Alla luce di questo comprendiamo bene due frasi presenti rispettivamente nella prima e nella seconda lettura di oggi: 1) “Io, il Signore, ti ho chiamato per la giustizia e ti ho preso per mano; ti ho formato e stabilito come alleanza del popolo e luce della nazioni, perché tu apra gli occhi ai ciechi e faccia uscire dal carcere i prigionieri, dalla reclusione coloro che abitano nelle tenebre” 2) “Voi conoscete ciò che è accaduto in tutta la Giudea, incominciando dalla Galilea, dopo il battesimo predicato da Giovanni, cioè come Dio consacrò in Spirito Santo e potenza Gesù di Nazaret, il quale passò beneficando e risanando tutti coloro che stavano sotto il potere del diavolo, perché Dio era con lui”.
E questo ci apre alla contemplazione della dimensione trinitaria di questo brano. Il Battesimo di Gesù vede implicate le tre divine persone nell’unico progetto di salvezza da loro progettato per tutto il genere umano e tutta la creazione: l’Incarnazione del Verbo per opera dello Spirito Santo, la sua vita, passione, morte e risurrezione che annientano il peccato e la morte, distruggendo il potere del diavolo e restaurando l’uomo e il mondo nella loro bellezza primigenia, e il tutto attuato nell’obbedienza del Cristo, quell’obbedienza che costituisce il centro della sua identità sia come Figlio nella Trinità sia come Verbo incarnato nella storia: “...mio cibo è fare la volontà del Padre” Egli sussiste in questo compiacere il Padre in tutto.

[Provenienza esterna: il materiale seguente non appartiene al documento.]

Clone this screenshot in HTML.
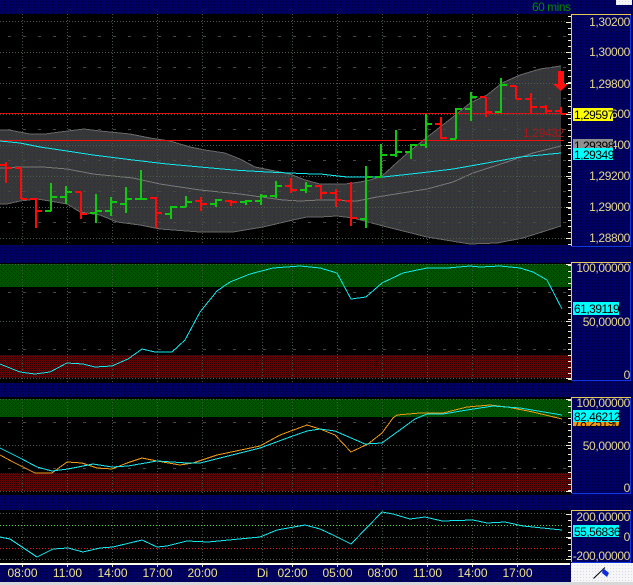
<!DOCTYPE html>
<html><head><meta charset="utf-8">
<style>
html,body{margin:0;padding:0;background:#000;width:633px;height:585px;overflow:hidden}
svg{display:block}
text{font-family:"Liberation Sans",Arial,sans-serif;font-size:12px;letter-spacing:-.35px}
.ax text{fill:#e6d78c;text-anchor:end}
.tm text{fill:#efe38a;font-size:12px;letter-spacing:0;text-anchor:middle}
.tg text{fill:#000;letter-spacing:-.5px}
polyline{shape-rendering:crispEdges}
</style></head>
<body>
<svg width="633" height="585" viewBox="0 0 633 585" xmlns="http://www.w3.org/2000/svg">
<defs>
<pattern id="nv" width="3" height="3" patternUnits="userSpaceOnUse"><rect width="3" height="3" fill="#000062"/><rect x="1" y="1" width="1" height="1" fill="#00002e"/></pattern>
<pattern id="gr" width="4" height="4" patternUnits="userSpaceOnUse"><rect width="4" height="4" fill="#005200"/><rect x="1" y="1" width="1" height="1" fill="#002400"/><rect x="3" y="3" width="1" height="1" fill="#002400"/></pattern>
<pattern id="rd" width="2" height="2" patternUnits="userSpaceOnUse"><rect width="2" height="2" fill="#6c0000"/><rect x="1" width="1" height="1" fill="#2c0000"/><rect y="1" width="1" height="1" fill="#2c0000"/></pattern>
<pattern id="gy" width="4" height="4" patternUnits="userSpaceOnUse"><rect width="4" height="4" fill="#383838"/><rect x="1" y="1" width="1" height="1" fill="#203c26"/><rect x="3" y="2" width="1" height="1" fill="#3c2c38"/><rect x="2" y="0" width="1" height="1" fill="#2a3044"/></pattern>
<pattern id="wh" width="3" height="3" patternUnits="userSpaceOnUse"><rect width="3" height="3" fill="#f6f6f6"/><rect x="1" y="1" width="1" height="1" fill="#d8d8ec"/></pattern>
</defs>

<rect width="633" height="585" fill="url(#nv)"/>
<rect y="14" width="571" height="231" fill="#000"/>
<rect y="263" width="571" height="120" fill="#000"/>
<rect y="397" width="571" height="98" fill="#000"/>
<rect y="510" width="571" height="53" fill="#000"/>

<rect y="264" width="571" height="23" fill="url(#gr)"/>
<rect y="355" width="571" height="23" fill="url(#rd)"/>
<rect y="399" width="571" height="18" fill="url(#gr)"/>
<rect y="473" width="571" height="18" fill="url(#rd)"/>

<!-- Bollinger band -->
<polygon fill="url(#gy)" shape-rendering="crispEdges" points="0,130 9,130 30,134 45,134 60,132 84,129 100,131 130,134 150,138 170,141 190,147 205,150 225,153 240,159 255,167 275,171 290,174 305,180 320,184 345,184 360,182 370,180 382,176 403,157 426,138 453,117 470,103 487,95 502,83 520,75 540,69 561,66 561,226 523,238 497,243 470,244 427,237 383,226 353,218 337,216 320,217 307,217 293,220 263,227 233,232 200,232 160,229 140,225 117,222 100,215 80,212 67,204 50,201 37,199 20,201 7,204 0,204"/>
<g fill="none" stroke="#686868" stroke-width="1">
<polyline points="0,130 9,130 30,134 45,134 60,132 84,129 100,131 130,134 150,138 170,141 190,147 205,150 225,153 240,159 255,167 275,171 290,174 305,180 320,184 345,184 360,182 370,180 382,176 403,157 426,138 453,117 470,103 487,95 502,83 520,75 540,69 561,66"/>
<polyline points="0,204 7,204 20,201 37,199 50,201 67,204 80,212 100,215 117,222 140,225 160,229 200,232 233,232 263,227 293,220 307,217 320,217 337,216 353,218 383,226 427,237 470,244 497,243 523,238 561,226"/>
<polyline stroke="#787878" points="0,168 20,167 43,167 67,169 93,174 133,178 160,184 200,190 240,194 283,200 300,201 320,200 333,200 357,201 377,197 427,189 453,182 473,173 507,162 533,153 561,146"/>
</g>

<!-- grid verticals -->
<g stroke="#465646" stroke-width="1" stroke-dasharray="1 2" fill="none" shape-rendering="crispEdges">
<path d="M22.5 14V245M67.5 14V245M112.5 14V245M157.5 14V245M202.5 14V245M262.5 14V245M292.5 14V245M337.5 14V245M382.5 14V245M427.5 14V245M472.5 14V245M517.5 14V245"/>
<path d="M22.5 264V383M67.5 264V383M112.5 264V383M157.5 264V383M202.5 264V383M262.5 264V383M292.5 264V383M337.5 264V383M382.5 264V383M427.5 264V383M472.5 264V383M517.5 264V383"/>
<path d="M22.5 399V495M67.5 399V495M112.5 399V495M157.5 399V495M202.5 399V495M262.5 399V495M292.5 399V495M337.5 399V495M382.5 399V495M427.5 399V495M472.5 399V495M517.5 399V495"/>
<path d="M22.5 510V563M67.5 510V563M112.5 510V563M157.5 510V563M202.5 510V563M262.5 510V563M292.5 510V563M337.5 510V563M382.5 510V563M427.5 510V563M472.5 510V563M517.5 510V563"/>
</g>
<!-- grid horizontals major -->
<g stroke="#4c5c4c" stroke-width="1" stroke-dasharray="1 2" fill="none" shape-rendering="crispEdges">
<path d="M0 21.5H567M0 52.5H567M0 83.5H567M0 114.5H567M0 145.5H567M0 176.5H567M0 207.5H567M0 238.5H567"/>
<path d="M0 264.5H567M0 321.5H567M0 378.5H567"/>
<path d="M0 399.5H567M0 445.5H567M0 491.5H567"/>
<path d="M0 513.5H567M0 537.5H567M0 559.5H567"/>
</g>
<!-- grid horizontals minor -->
<g stroke="#484848" stroke-width="1" stroke-dasharray="3 12" stroke-dashoffset="-8" fill="none" shape-rendering="crispEdges">
<path d="M0 36.5H567M0 67.5H567M0 98.5H567M0 129.5H567M0 160.5H567M0 191.5H567M0 222.5H567"/>
<path d="M0 292.5H567M0 349.5H567"/>
<path d="M0 422.5H567M0 468.5H567"/>
</g>

<!-- red horizontal lines -->
<rect x="0" y="113" width="567" height="1" fill="#e01010"/>
<rect x="0" y="140" width="564" height="1" fill="#f01010"/>

<!-- cyan MA -->
<polyline fill="none" stroke="#10e8f0" stroke-width="1" points="0,141 20,143 40,147 67,151 93,155 133,160 167,164 200,167 233,170 267,172 313,174 320,174 347,177 383,177 420,173 453,169 487,163 520,157 561,153"/>

<!-- bars -->
<path fill="none" stroke="#ff0a0a" stroke-width="2" shape-rendering="crispEdges" d="
M6 162V183M0 165H6M6 168H12
M21 168V199M15 168H21M21 199H27
M36 198V228M30 199H36M36 211H42
M81 192V219M75 192H81M81 214H87
M156 197V228M150 198H156M156 213H162
M201 197V211M195 201H201M201 204H207
M231 200V206M225 201H231M231 202H237
M291 178V193M285 186H291M291 190H297
M321 185V199M315 186H321M321 193H327
M336 189V207M330 193H336M336 200H342
M351 182V226M345 201H351M351 218H357
M441 117V139M435 124H441M441 138H447
M486 97V117M480 97H486M486 112H492
M516 86V99M510 86H516M516 99H522
M531 93V113M525 99H531M531 107H537
M546 105V113M540 107H546M546 111H552
M561 107V114M555 111H561M561 114H567"/>
<path fill="none" stroke="#10c810" stroke-width="2" shape-rendering="crispEdges" d="
M51 183V211M45 211H51M51 197H57
M66 186V204M60 197H66M66 192H72
M96 194V223M90 213H96M96 211H102
M111 197V216M105 211H111M111 202H117
M126 187V213M120 204H126M126 199H132
M141 170V199M135 199H141M141 199H147
M171 206V219M165 214H171M171 207H177
M186 196V207M180 207H186M186 202H192
M216 199V207M210 204H216M216 200H222
M246 200V205M240 202H246M246 201H252
M261 194V205M255 201H261M261 196H267
M276 181V198M270 196H276M276 186H282
M306 182V193M300 190H306M306 186H312
M366 166V228M360 219H366M366 177H372
M381 144V177M375 177H381M381 155H387
M396 130V157M390 155H396M396 152H402
M411 144V159M405 152H411M411 145H417
M426 114V148M420 145H426M426 124H432
M456 108V139M450 139H456M456 109H462
M471 92V121M465 109H471M471 97H477
M501 78V113M495 112H501M501 85H507"/>

<!-- arrow -->
<polygon fill="#ff1010" points="558,71 564,71 564,84 568,84 561,91 553,84 558,84"/>
<text x="523" y="137" fill="#a81818">1,29432</text>

<!-- panel 2 line -->
<polyline fill="none" stroke="#10e8f0" stroke-width="1" points="0,364 10,368 20,372 35,374 50,372 67,363 83,364 95,367 112,366 128,359 142,349 155,352 172,352 185,340 200,312 217,291 230,282 250,274 273,268 300,266 320,268 337,273 351,299 366,297 382,283 403,273 427,268 448,268 470,266 480,267 500,266 520,268 533,272 547,280 562,309"/>

<!-- panel 3 lines -->
<polyline fill="none" stroke="#f09a10" stroke-width="1" points="0,455 13,462 35,473 52,473 67,462 82,463 97,468 112,469 127,463 142,458 157,461 180,465 193,463 217,455 260,446 280,435 307,425 320,429 335,435 351,452 368,444 382,433 393,418 397,415 420,413 443,413 467,407 490,405 507,407 533,412 562,419"/>
<polyline fill="none" stroke="#10e8f0" stroke-width="1" points="0,448 20,458 37,467 52,471 68,469 93,464 112,467 128,466 157,461 187,463 200,463 260,448 290,437 307,431 320,429 335,431 365,444 382,443 415,419 427,414 443,414 467,410 493,406 520,408 562,415"/>

<!-- panel 4 -->
<path d="M0 525.5H562" stroke="#50d040" stroke-width="1" stroke-dasharray="1 2" fill="none" shape-rendering="crispEdges"/>
<path d="M0 548.5H562" stroke="#e01818" stroke-width="1" stroke-dasharray="1 2" fill="none" shape-rendering="crispEdges"/>
<polyline fill="none" stroke="#10e8f0" stroke-width="1" points="0,537 10,539 22,547 37,557 53,549 68,548 83,552 100,548 113,547 142,540 157,547 167,546 187,541 208,542 260,537 277,530 305,525 320,529 333,535 351,544 382,512 393,514 410,519 425,517 442,521 473,520 487,523 505,522 523,526 562,530"/>

<!-- axis ticks -->
<g fill="none" stroke="#f4f0d8" stroke-width="3" shape-rendering="crispEdges" stroke-dasharray="1 5">
<path d="M569.5 16V245"/>
<path d="M569.5 265V380"/>
<path d="M569.5 400V493"/>
<path d="M569.5 514V562"/>
</g>
<path d="M566 22.5h5M566 52.5h5M566 83.5h5M566 114.5h5M566 145.5h5M566 176.5h5M566 207.5h5M566 238.5h5M566 264.5h5M566 321.5h5M566 378.5h5M566 399.5h5M566 445.5h5M566 491.5h5M566 514.5h5M566 537.5h5M566 559.5h5" stroke="#f4f0d8" stroke-width="1" shape-rendering="crispEdges"/>

<!-- axis boxes -->
<g fill="none" stroke-width="1" shape-rendering="crispEdges">
<path stroke="#1038e0" d="M630.5 14.5V246.5H571.5M630.5 262.5V380.5H571.5M630.5 397.5V493.5H571.5M630.5 510.5V562.5H571.5"/>
<path stroke="#e8c858" d="M571.5 246V14.5H631M571.5 380V262.5H631M571.5 493V397.5H631M571.5 562V510.5H631"/>
</g>

<!-- axis labels -->
<g class="ax">
<text x="630" y="26">1,30200</text>
<text x="630" y="56">1,30000</text>
<text x="630" y="88">1,29800</text>
<text x="630" y="118">1,29600</text>
<text x="630" y="149">1,29400</text>
<text x="630" y="180">1,29200</text>
<text x="630" y="211">1,29000</text>
<text x="630" y="242">1,28800</text>
<text x="630" y="272">100,00000</text>
<text x="630" y="326">50,00000</text>
<text x="630" y="379">0</text>
<text x="630" y="407">100,00000</text>
<text x="630" y="450">50,00000</text>
<text x="630" y="492">0</text>
<text x="630" y="521">200,00000</text>
<text x="630" y="541">0</text>
<text x="630" y="560">-200,00000</text>
</g>

<!-- tags -->
<g class="tg">
<rect x="573" y="108" width="40" height="13" fill="#ffff00"/><text x="574" y="119">1,29597</text>
<rect x="573" y="139" width="40" height="10" fill="#909090"/><text x="574" y="150">1,29398</text>
<rect x="573" y="148" width="40" height="12" fill="#00ffff"/><text x="574" y="159">1,29349</text>
<rect x="573" y="302" width="46" height="13" fill="#00ffff"/><text x="574" y="313">61,39119</text>
<rect x="573" y="418" width="46" height="8" fill="#f09a10"/><text x="574" y="427">78,25190</text>
<rect x="573" y="410" width="46" height="12" fill="#00ffff"/><text x="574" y="421">82,46212</text>
<rect x="573" y="525" width="46" height="12" fill="#00ffff"/><text x="574" y="536">55,56836</text>
</g>

<!-- 60 mins -->
<text x="532" y="11" fill="#008a00" style="letter-spacing:-.5px">60 mins</text>
<rect x="616" y="0" width="16" height="5" fill="url(#wh)"/>

<!-- time axis -->
<rect x="0" y="563" width="570" height="1" fill="#fff8e0"/>
<rect x="0" y="564" width="570" height="1" fill="#fff"/>
<path d="M22.5 565v2M67.5 565v2M112.5 565v2M157.5 565v2M202.5 565v2M292.5 565v2M337.5 565v2M382.5 565v2M427.5 565v2M472.5 565v2M517.5 565v2" stroke="#efe38a" stroke-width="1" shape-rendering="crispEdges"/>
<g class="tm">
<text x="22.5" y="577">08:00</text>
<text x="67.5" y="577">11:00</text>
<text x="112.5" y="577">14:00</text>
<text x="157.5" y="577">17:00</text>
<text x="202.5" y="577">20:00</text>
<text x="262.5" y="577">Di</text>
<text x="292.5" y="577">02:00</text>
<text x="337.5" y="577">05:00</text>
<text x="382.5" y="577">08:00</text>
<text x="427.5" y="577">11:00</text>
<text x="472.5" y="577">14:00</text>
<text x="517.5" y="577">17:00</text>
</g>

<!-- bottom right flag box -->
<rect x="571" y="563" width="62" height="20" fill="url(#wh)"/>
<path d="M593.5 578.5L605 567.5" stroke="#000" stroke-width="1" fill="none"/>
<polygon fill="#1030e0" points="603,568 609,573 607,577 602,573"/>
<rect x="0" y="582" width="633" height="3" fill="#d8d8d8"/>
</svg>
</body></html>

E il Padre risponde nel vangelo di oggi usando le stesse parole per presentare il Figlio al mondo: “Questi è il Figlio mio prediletto, nel quale mo sono compiaciuto”. Sottoponendosi al battesimo di Giovanni il Figlio compiace il Padre e il Padre si compiace nel Figlio per la sua piena obbedienza alla missione ricevuta: nessuna meraviglia quindi che questo compiacersi reciproco si manifesti nello Spirito Santo, che è l’amore personificato tra il Padre e il Figlio, Spirito che prende interamente possesso della persona di Gesù e lo guida in tutta la sua missione, prima di essere effuso sull’intero Corpo Mistico di Cristo a Pentecoste. Quanto giova qui ricordare una definizione della Spirito Santo tanto cara ad alcuni Padri della chiesa e ai nostri padri cistercensi: “Lo Spirito Santo è il bacio d’amore tra il Padre e il Figlio” e questo bacio ci è donato fin dal momento del nostro battesimo, quando diveniamo tutti figli nel figlio e attraverso di lui amiamo e lodiamo “l’Amor che move il sole e l’altre stelle”.